Decisions concerning the actual navigation and the manoeuvring of the vessel remain with the master. Master has the overall authority to override the VTS sailing plan or request changes to the agreed plan.

Sea to Berth-Plan

On approaching the port the ship is required to test its steering gear and the capability of the main engines to ensure safety of the ship and pollution prevention.

Master gives specific instructions on maintaining appropriate margins of safety, including minimum distance from the coast and underwater hazards, in case the ship looses propulsive power or steerage capability.

The appropriate minimum offshore distance will depend upon many factors, including:

• the reliability of hydrographic information
• the available sea room
• the density of traffic
• forecast and actual current, tidal stream, wind, swell and visibility
• operational requirements including pilot boarding arrangements, shelter from adverse weather, and use of recognized routes through narrow channels
• the adequacy and reliability of navigation aids
• the reliability of the main and auxiliary power and steering systems
• the ability to anchor,
• The likely direction and rate of drift

Port Passage Plan

Port passage plan has three elements.

1. Sea to pilot boarding ground,
2. Pilotage proper,
3. Berthing Manoeuvres

Why a passage plan or port passage plan?

To improve safety of ship movement through:

• Pre-identification of local hazards and ship characteristics,
• Sharing information between Master, Pilot and traffic control,
• Promote bridge team work and
• Reduce the possibility of misunderstanding and human error.

HUMAN ERROR plays significant part in maritime casualties. Some aspects of the same were covered previously.

An important aspect when dealing with bridge team management is the need to avoid single point failure i.e. wrong action taken by a Pilot, Master or OOW should be detected and controlled. For instance, if there is a deviation from intended track, then even an OOW should be in a position to question the pilot as to why the indicated track is not followed.

A port passage plan describes critical details of the intended passage appropriate to the vessel using it in a form that can be understood by the bridge team in advance. This could be either in writing or on a chart and serve as a basis for agreement between the master and pilot with details being passed to traffic control.

Master Pilot Exchange (MPX).

Person I / C of- Traffic control should exchange information regarding:

• Navigational procedures,
• Local conditions,
• Ship characteristics.

The master and pilot have an obligation to exchange information following the boarding of the pilot.

Ship to Pilot – Master provides the pilot with details of the vessel, its status, and performance and pertinent equipment. He may use the formats specified herein.

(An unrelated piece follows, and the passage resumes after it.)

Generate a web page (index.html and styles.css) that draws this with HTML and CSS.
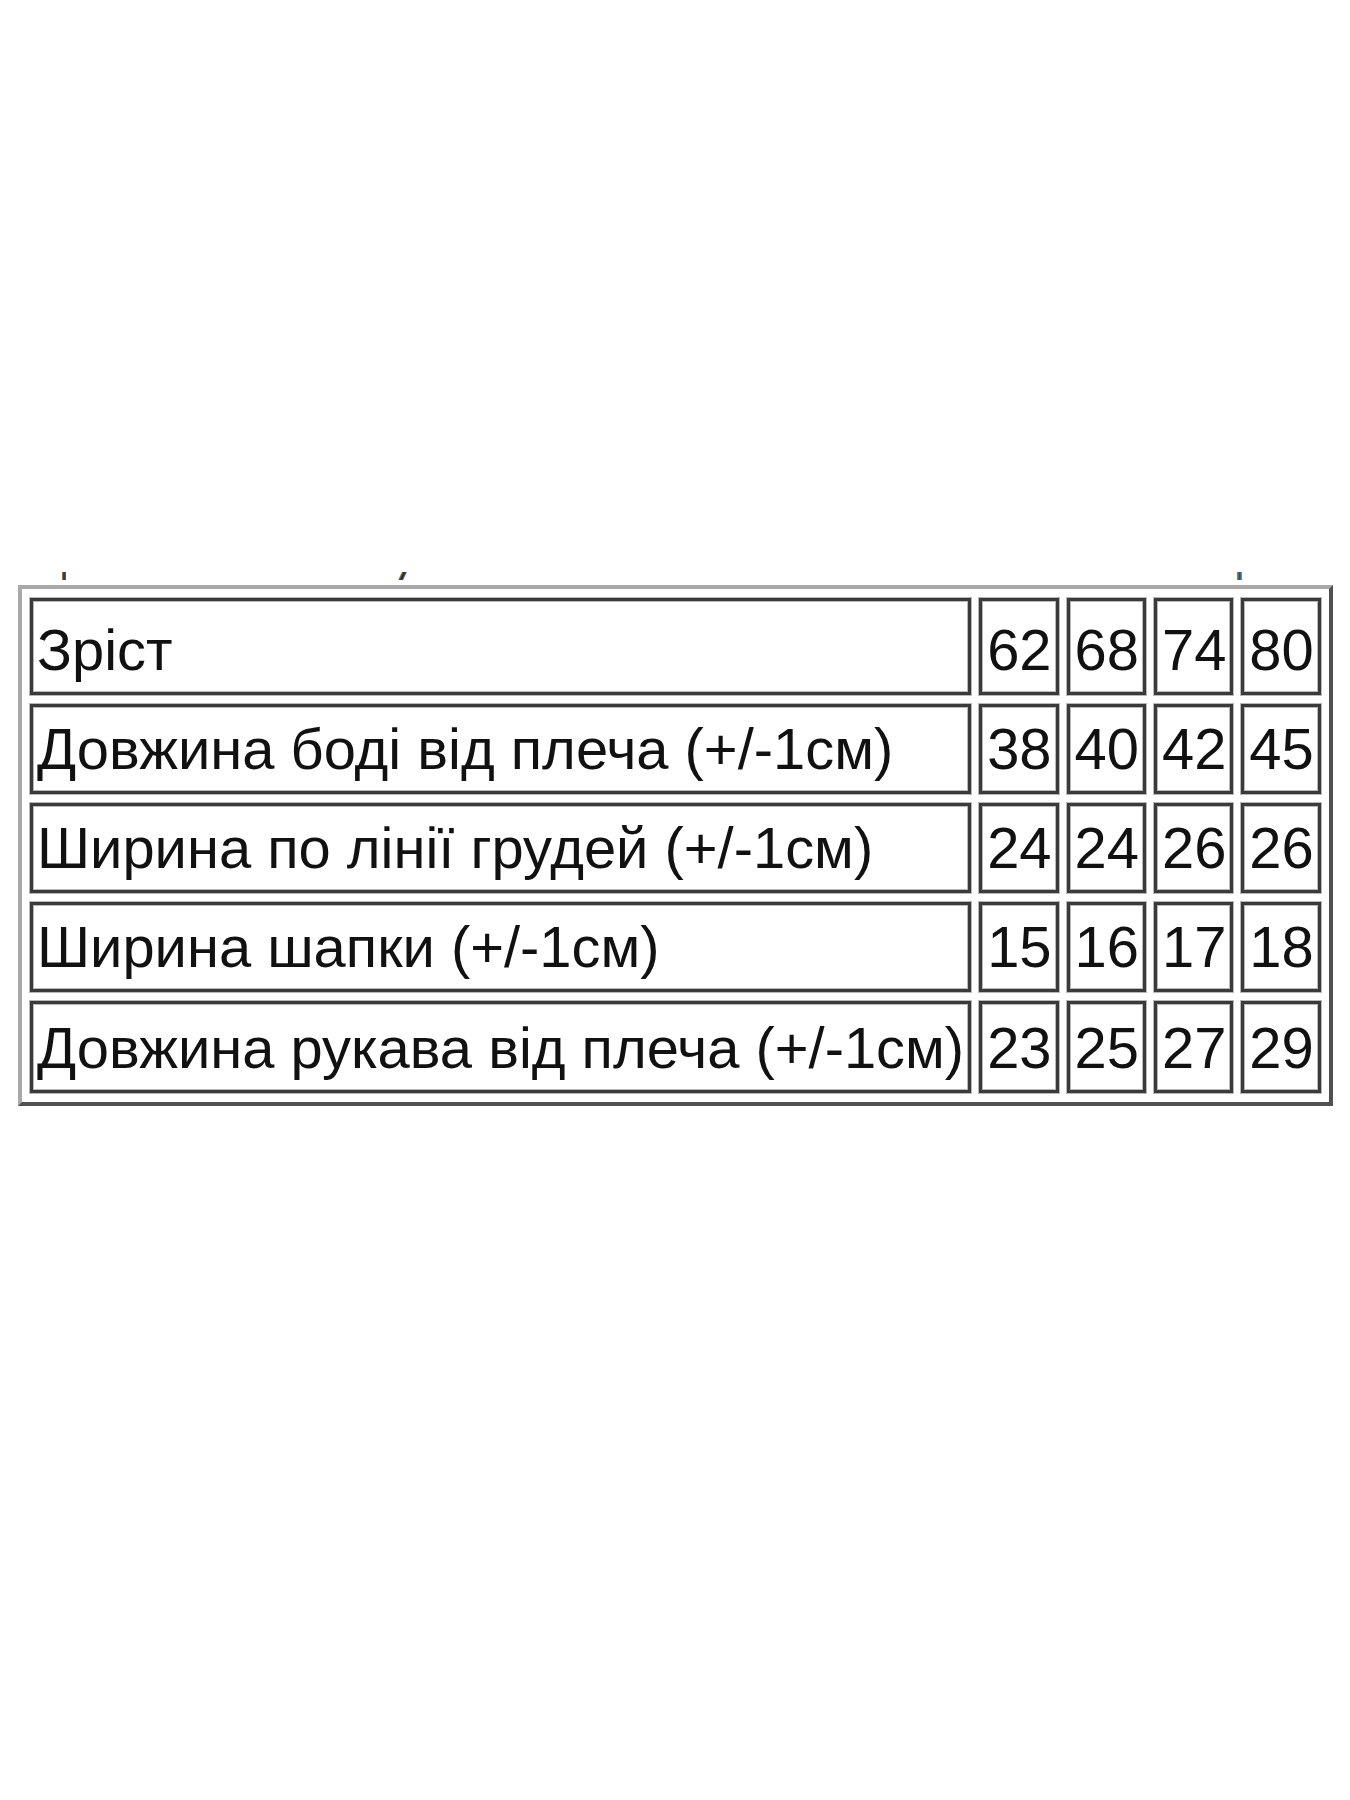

Pilot to ship – Pilot provides information about the intended passage, describes critical details of the intended passage appropriate to the vessel. Such information may use a form that can be notified to the master in advance either in writing or on a chart.

Ports are now encouraged to publish Port Passage Plans. Such passage plan may include:

• Information from a general simple plan for an entry to port to elaborate plans to a particular berth giving ship sizes, conditions of berthing-unberthing and staying along side, tidal constraints, tug allocation, holding area etc.

• Critical port movements–deep draft vessels to particular berth,

Publication of port passage plans could be published in Admiralty Sailing Directions, Adm. List of Lights, Local Notices to mariners, Port Handbooks to minimize the need for radio communication with arriving vessels.

Operation of port passage plans:

A port passage plan may include:

• An optimal route and approach to berth (details given shall depend upon ship size, critical areas and tidal conditions).
• The vessels own passage plan and changing circumstances. (The Port passage plans will have to be dynamic to take this into account )
• Aspects of the plan for entry in restricted waters or departure therefrom. (These should be discussed and agreed with master and notified to port control.)
• Ship details that the pilot needs for his plans- including any particular characteristics or defects which may affect navigation.
• Port details that the Master needs for his plans- including general requirement, the latest tide and weather report or any other special condition or restrictions.

The Port Passage

1. Pilot normally boards at sufficient distance from the commencement of the pilotage to allow the creation of safe boarding conditions. However if the boarding operation are to be carried out in closer waters Master shall ensure that sufficient sea room is available for pilot boarding operation so that in an emergency they can be safely aborted.
2. Sufficient time be available for the pilot to fully familiarize with the manuoverabilty of the ship and the existing situation
3. Sufficient time be available for the master, bridge team and pilot for full exchange of information.( such information needed shall be prepared / calculated when preparing passage plan)
4. Ensure that the depths in approach channels and pilot boarding ground are adequate considering tidal heights and other environmental factors. The depths should satisfy the following criteria of squat:
   1. Open sea areas exposed to strong, long stern or quarter swell and high speeds: – 20% of the deepest draft.
   2. Channel and waiting areas exposed to strong and long swell-15% of the deepest draft
   3. Channels less exposed– 10% of the deepest draft.
5. Adequate channel widths are available. The requirement of the widths is dependent upon environmental conditions such as cross currents and waves, swell, wind, visibility.
6. Minimum channel width-shall be as follows

Without Cross Currents	Width at full depth
One way traffic	5B (In practice 4B to 10B
Two way traffic	7B to 10B – Biggest ship

7. Channel Layouts shall satisfy the following criteria:

Curve radius should	not be less than 10L – Biggest ship
Turning circlse or basins	not less than 4L (without tugs) or 2L with adequate tugs
Stopping distance	3 to 4 km for the largest ship with tug assistance to stop

8. Lay byes and anchorage – for emergencies shall be provided.